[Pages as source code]
● ● ● ●
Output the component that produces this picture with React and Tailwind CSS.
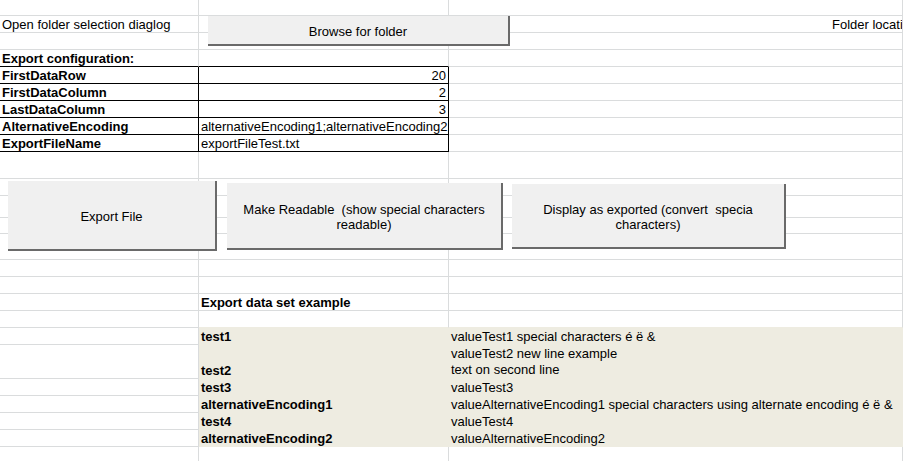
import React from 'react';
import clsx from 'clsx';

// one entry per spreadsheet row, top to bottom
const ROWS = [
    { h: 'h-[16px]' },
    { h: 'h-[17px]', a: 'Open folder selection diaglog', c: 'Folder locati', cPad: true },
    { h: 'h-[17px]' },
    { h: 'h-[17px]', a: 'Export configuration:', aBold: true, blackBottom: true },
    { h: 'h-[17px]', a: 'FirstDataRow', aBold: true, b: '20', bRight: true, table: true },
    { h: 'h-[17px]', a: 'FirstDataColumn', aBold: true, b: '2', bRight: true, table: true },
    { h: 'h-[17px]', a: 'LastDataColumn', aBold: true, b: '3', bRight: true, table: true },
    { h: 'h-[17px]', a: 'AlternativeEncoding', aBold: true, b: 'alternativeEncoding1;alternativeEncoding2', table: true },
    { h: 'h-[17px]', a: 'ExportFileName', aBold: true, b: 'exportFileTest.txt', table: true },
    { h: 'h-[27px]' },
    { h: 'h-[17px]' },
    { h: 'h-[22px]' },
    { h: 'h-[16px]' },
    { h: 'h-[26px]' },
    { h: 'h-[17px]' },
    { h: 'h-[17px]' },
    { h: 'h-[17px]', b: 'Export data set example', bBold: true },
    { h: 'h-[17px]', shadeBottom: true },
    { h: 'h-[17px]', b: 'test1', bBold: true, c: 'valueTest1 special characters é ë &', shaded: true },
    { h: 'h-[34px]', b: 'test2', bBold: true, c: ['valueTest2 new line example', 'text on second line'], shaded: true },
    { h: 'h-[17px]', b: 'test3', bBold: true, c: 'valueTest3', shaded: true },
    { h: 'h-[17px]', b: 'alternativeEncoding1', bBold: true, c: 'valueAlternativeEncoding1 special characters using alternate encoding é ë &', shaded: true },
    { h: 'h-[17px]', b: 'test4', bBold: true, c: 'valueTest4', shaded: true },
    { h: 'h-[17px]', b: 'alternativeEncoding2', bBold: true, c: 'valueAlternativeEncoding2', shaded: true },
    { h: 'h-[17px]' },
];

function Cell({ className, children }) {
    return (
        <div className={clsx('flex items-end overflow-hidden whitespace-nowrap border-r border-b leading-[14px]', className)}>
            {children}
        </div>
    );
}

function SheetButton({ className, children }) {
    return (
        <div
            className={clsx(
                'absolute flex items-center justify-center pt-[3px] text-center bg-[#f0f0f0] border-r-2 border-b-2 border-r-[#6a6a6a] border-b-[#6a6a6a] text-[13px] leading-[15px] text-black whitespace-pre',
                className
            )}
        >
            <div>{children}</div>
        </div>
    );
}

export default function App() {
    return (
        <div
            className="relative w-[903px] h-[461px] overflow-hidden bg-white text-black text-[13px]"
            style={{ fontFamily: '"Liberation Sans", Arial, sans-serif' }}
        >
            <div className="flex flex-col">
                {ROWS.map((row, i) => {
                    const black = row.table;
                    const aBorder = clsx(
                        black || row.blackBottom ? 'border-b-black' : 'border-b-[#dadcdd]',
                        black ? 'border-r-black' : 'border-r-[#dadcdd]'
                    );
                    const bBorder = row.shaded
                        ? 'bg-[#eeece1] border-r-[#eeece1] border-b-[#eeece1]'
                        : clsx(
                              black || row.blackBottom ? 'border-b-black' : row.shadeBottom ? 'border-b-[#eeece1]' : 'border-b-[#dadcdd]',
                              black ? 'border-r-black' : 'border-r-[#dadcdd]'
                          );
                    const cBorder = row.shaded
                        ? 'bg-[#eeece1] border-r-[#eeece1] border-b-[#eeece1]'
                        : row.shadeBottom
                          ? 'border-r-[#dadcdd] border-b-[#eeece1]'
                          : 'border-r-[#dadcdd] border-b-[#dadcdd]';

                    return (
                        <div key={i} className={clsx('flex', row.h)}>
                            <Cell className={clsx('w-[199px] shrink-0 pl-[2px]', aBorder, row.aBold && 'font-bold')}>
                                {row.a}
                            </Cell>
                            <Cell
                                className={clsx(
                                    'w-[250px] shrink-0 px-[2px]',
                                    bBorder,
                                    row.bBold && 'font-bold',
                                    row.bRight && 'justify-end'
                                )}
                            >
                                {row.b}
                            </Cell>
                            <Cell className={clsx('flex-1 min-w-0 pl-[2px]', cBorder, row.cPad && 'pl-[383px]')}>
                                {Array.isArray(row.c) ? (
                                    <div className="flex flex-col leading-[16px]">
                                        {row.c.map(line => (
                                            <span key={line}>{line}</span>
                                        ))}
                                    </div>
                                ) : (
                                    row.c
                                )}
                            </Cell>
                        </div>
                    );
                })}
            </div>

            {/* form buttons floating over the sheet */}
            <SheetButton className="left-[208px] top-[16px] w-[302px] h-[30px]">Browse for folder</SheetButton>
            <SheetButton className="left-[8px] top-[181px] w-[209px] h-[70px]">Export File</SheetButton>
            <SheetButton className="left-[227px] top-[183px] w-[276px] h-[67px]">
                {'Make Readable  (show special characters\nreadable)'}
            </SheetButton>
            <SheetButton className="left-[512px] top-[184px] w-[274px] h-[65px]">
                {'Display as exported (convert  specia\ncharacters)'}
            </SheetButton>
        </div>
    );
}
● ● ● ●
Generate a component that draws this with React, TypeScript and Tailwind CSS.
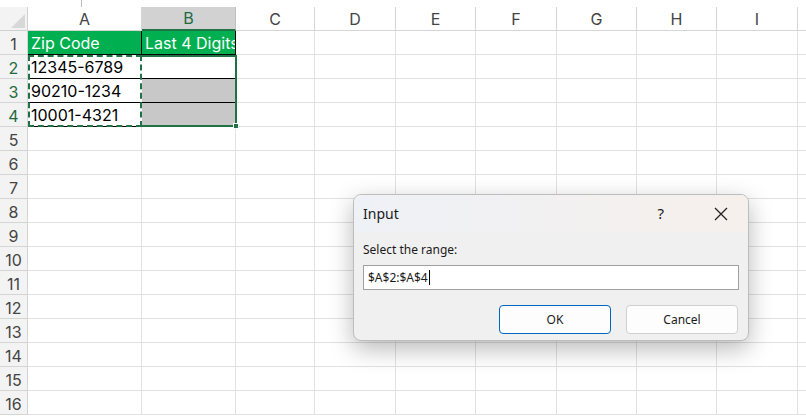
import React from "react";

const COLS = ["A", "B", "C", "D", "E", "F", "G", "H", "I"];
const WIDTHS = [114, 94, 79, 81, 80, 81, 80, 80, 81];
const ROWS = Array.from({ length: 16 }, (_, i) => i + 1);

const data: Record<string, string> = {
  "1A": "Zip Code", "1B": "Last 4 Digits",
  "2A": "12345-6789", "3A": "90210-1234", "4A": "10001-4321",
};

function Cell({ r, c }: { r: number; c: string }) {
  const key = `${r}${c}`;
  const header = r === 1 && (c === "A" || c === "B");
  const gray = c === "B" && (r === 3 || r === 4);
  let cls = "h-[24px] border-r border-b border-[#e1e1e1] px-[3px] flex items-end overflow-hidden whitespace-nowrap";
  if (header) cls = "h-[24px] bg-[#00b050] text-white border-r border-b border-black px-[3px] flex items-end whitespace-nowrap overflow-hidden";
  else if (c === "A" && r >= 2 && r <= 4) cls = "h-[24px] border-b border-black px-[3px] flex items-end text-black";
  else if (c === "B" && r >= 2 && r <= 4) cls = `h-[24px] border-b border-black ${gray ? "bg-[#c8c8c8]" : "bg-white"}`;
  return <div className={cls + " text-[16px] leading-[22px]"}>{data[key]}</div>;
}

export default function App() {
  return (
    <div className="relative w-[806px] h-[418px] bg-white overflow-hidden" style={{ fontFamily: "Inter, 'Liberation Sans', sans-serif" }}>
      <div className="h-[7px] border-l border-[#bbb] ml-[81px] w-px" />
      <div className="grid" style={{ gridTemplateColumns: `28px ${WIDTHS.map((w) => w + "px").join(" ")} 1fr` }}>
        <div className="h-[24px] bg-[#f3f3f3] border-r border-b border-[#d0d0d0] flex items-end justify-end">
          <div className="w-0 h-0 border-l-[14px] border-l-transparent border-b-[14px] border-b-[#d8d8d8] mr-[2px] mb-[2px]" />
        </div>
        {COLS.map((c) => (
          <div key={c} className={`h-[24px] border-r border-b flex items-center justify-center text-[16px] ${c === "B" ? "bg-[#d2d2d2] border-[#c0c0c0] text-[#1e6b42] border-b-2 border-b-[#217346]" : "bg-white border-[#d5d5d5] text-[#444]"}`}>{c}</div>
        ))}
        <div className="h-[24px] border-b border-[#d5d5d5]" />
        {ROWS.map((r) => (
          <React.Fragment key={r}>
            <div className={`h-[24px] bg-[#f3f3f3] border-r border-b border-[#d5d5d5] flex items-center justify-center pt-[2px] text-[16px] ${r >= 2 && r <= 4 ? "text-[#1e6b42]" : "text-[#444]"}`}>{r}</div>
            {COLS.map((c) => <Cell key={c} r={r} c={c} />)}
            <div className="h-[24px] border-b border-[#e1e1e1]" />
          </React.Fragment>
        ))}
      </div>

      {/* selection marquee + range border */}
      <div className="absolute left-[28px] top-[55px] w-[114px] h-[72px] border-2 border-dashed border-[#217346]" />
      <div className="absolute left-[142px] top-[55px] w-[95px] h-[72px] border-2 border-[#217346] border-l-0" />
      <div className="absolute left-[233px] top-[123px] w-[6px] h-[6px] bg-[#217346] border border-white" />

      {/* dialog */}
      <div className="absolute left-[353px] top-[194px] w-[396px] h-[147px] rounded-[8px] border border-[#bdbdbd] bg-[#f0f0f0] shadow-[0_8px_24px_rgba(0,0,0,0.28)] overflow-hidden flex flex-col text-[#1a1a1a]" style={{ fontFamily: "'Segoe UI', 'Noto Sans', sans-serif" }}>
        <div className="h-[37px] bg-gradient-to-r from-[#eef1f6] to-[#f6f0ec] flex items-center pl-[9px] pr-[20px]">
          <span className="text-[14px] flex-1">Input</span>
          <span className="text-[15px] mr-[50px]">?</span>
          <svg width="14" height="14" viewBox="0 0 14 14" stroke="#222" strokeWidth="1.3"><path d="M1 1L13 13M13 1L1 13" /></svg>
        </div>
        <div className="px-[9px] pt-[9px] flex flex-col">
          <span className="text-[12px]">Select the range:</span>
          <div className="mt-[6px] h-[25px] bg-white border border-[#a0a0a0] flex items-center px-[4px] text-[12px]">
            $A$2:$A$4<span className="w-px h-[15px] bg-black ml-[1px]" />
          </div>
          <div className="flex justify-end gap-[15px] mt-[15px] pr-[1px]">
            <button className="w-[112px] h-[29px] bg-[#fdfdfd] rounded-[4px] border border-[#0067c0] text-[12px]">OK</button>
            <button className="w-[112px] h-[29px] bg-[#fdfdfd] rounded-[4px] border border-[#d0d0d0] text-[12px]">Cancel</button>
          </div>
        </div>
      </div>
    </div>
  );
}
● ● ● ●
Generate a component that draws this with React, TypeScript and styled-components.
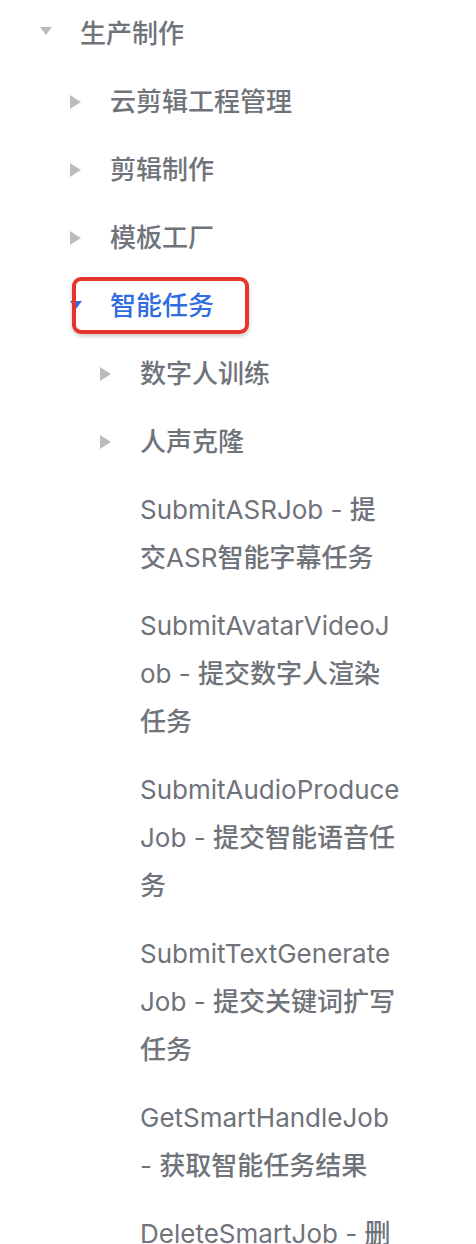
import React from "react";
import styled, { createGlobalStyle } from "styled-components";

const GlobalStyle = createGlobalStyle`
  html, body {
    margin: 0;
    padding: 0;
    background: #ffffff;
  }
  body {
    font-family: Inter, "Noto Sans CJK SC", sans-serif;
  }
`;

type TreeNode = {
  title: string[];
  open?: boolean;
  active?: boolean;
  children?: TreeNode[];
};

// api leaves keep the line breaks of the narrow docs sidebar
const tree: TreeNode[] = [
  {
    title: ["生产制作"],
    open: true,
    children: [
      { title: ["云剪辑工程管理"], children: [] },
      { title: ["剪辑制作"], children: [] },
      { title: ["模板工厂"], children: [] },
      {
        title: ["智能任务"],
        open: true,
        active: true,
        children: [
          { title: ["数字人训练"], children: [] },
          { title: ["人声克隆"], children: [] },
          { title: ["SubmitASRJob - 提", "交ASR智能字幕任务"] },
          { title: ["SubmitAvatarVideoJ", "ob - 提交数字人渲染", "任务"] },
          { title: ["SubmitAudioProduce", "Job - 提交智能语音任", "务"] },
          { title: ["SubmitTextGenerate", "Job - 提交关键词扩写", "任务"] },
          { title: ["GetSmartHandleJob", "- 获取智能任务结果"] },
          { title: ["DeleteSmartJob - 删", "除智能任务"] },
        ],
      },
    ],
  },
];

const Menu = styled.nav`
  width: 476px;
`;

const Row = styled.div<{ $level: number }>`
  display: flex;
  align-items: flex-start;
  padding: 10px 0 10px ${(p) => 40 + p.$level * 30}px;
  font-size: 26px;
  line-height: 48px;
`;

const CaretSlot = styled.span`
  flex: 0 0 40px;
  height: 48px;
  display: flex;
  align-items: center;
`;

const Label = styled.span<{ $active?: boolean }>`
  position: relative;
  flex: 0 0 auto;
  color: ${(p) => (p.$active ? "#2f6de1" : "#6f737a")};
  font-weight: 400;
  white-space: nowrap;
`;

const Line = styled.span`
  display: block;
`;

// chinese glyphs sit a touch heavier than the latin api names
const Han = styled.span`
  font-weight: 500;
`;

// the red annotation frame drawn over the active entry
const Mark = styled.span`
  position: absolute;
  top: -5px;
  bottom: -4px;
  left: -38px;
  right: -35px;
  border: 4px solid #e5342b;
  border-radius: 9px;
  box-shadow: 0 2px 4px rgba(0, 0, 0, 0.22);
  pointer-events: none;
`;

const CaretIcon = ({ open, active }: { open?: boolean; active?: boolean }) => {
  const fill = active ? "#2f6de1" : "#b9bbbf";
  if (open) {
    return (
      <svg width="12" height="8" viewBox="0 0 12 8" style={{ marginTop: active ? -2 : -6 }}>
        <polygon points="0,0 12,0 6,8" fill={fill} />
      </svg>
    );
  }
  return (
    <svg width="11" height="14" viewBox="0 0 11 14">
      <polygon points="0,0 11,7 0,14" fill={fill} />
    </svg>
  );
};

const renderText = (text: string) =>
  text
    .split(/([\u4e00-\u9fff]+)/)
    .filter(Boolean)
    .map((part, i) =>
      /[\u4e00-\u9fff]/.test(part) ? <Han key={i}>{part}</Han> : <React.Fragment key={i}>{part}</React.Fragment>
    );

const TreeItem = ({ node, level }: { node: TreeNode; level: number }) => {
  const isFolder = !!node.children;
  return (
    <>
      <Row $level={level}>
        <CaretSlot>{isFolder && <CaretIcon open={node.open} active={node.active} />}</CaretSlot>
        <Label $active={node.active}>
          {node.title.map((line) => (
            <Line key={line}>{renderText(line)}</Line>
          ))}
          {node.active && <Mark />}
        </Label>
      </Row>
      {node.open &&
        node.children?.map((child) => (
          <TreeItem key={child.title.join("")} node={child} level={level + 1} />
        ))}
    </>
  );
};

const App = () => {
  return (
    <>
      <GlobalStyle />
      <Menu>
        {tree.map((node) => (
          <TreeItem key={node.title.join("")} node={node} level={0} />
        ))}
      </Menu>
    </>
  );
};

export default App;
● ● ● ●
▶ _The task_
Nothing but the lines from the one containing "Output the component" through the one containing "import clsx from 'clsx';" should be written out, exactly and with both ends. Pictures are left out.

▶ _The output_
Output the component that produces this picture with React and Tailwind CSS.
import React from 'react';
import clsx from 'clsx';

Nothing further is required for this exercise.